Save the small claims courts

While small claims courts make justice accessible to people from all walks of life, they’re also sometimes regarded disdainfully as pesky.

311_gavel (photo credit: Ariel Jerozolimski)
311_gavel
(photo credit: Ariel Jerozolimski)
The Knesset Law Committee decided last Wednesday to allow magistrate’s court registrars to function as judges and hand down rulings in all litigations involving less than NIS 50,000. This is part of a bill – geared to reorganize the lower courts in order to lighten the judges’ workload – that has already passed its first plenum reading. It now faces second and third readings but is presumed to be a shoo-in.
Yet this legislative overhaul will spawn an evident oddity. Registrars – appointed civil servants who aren’t professional judges – will be authorized to rule in cases involving larger sums than are handled in small claims courts. The latter, though overseen by magistrate’s court judges, only handle cases involving less than NIS 30,000. Thus someone not qualified to be a magistrate’s court judge will pass judgment on ostensibly bigger cases than magistrate’s court judges.
Far worse, though, is that this judicial absurdity is broadly regarded in legal circles not merely as enshrining irrationality but as sounding the deathknell for small claims courts. Rather than compete with these courts, the new arrangement, it is anticipated, will make them redundant until it eventually replaces them.
When small claims courts were first instituted here 35 years ago, they were hailed as a huge forward stride in protecting the rights of average citizens, who are frequently beset by problems that may be overriding for the individuals concerned but which entail relatively paltry sums.
Ordinary folks may not deal in millions, but their troubles and frustrations aren’t any less serious and severe. Justice isn’t a function of price tags. Indeed, Hebrew law instructs us not to lose sight of elementary precepts of justice. We are enjoined to remember that it’s din pruta kedin mea – a penny is as significant as a hundred. In other words, grievances of seemingly diminutive material consequence mustn’t be belittled.
That’s the cornerstone of small claims logic. As in most of the free world, here too small claims courts are meant to offer easier and less expensive means to resolve minor civil disputes in which large amounts of money aren’t at stake. Their procedures are simplified as compared to those of higher courts and allow litigants to represent themselves without legal counsel. Judgments are handed down more quickly.

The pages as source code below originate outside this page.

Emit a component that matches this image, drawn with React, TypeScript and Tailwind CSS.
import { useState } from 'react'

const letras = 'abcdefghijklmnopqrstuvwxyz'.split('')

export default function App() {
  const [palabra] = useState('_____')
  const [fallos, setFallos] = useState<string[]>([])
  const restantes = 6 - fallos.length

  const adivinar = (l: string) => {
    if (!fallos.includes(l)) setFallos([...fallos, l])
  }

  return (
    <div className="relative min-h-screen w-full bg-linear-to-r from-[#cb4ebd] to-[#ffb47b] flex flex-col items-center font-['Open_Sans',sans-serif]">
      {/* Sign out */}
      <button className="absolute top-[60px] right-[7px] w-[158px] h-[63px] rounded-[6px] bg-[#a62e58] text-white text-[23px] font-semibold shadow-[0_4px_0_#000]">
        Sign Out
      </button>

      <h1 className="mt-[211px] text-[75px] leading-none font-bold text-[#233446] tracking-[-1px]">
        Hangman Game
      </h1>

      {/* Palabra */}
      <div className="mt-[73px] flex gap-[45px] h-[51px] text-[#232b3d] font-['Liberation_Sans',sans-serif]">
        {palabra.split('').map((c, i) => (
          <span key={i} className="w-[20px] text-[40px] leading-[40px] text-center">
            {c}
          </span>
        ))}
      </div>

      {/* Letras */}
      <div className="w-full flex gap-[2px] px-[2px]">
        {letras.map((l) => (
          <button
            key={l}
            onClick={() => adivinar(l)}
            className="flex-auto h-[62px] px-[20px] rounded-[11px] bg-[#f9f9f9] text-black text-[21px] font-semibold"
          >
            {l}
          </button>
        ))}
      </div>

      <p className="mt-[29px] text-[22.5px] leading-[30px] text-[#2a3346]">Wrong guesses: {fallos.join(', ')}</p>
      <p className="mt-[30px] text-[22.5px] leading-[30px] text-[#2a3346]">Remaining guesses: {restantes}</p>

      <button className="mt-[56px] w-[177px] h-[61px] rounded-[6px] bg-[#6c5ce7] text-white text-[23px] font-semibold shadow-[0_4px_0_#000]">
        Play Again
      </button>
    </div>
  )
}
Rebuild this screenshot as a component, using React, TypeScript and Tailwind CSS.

The very indispensability of such a judicial forum, and its consequent popularity, had also become its downside. By nature, these courts attract numerous nags and cranks who take advantage of the inexpensive litigation option. This appreciably increases the judges’ workloads.
The upshot is that while small claims courts fulfill an important social function and make justice accessible to people from all walks of life, they’re also sometimes regarded disdainfully as pesky and of no groundbreaking import. Judges often see small claims duty as punishment.
THERE HAS been plenty of vociferous agitation to do away with this jurisdiction altogether. But justice will not be served thus, certainly not from the vantage point of ordinary individuals who sometimes find themselves beset by big business concerns and simply cannot afford full-fledged court battles. Suing in a magistrate’s court is incomparably costlier than in small claims court. Once the new legislation is enacted, however, the danger is that only the rich will be able to afford to take their cases to a proper judge.
Furthermore, rather than lower the judges’ workload, this would only increase the burden placed on registrars, who are significantly more overloaded than judges. Registrars, who specialize in technical tasks, already deal with at least 50 assignments per day. It’s doubtful they’d devote all the serious and sincere attention needed to “minor” suits brought in by members of the public.
What would happen to small claims litigants? Many would avoid suing, because, as in pre-1976 days, it just wouldn’t pay. This would embolden offenders who pilfer small sums. The absence of low-cost legal remedies would also be sure to encourage frustrated citizens to take the law into their own hands. This would be a giant step backwards for Israeli justice. It may be small money, but the same cardinal principles are at stake.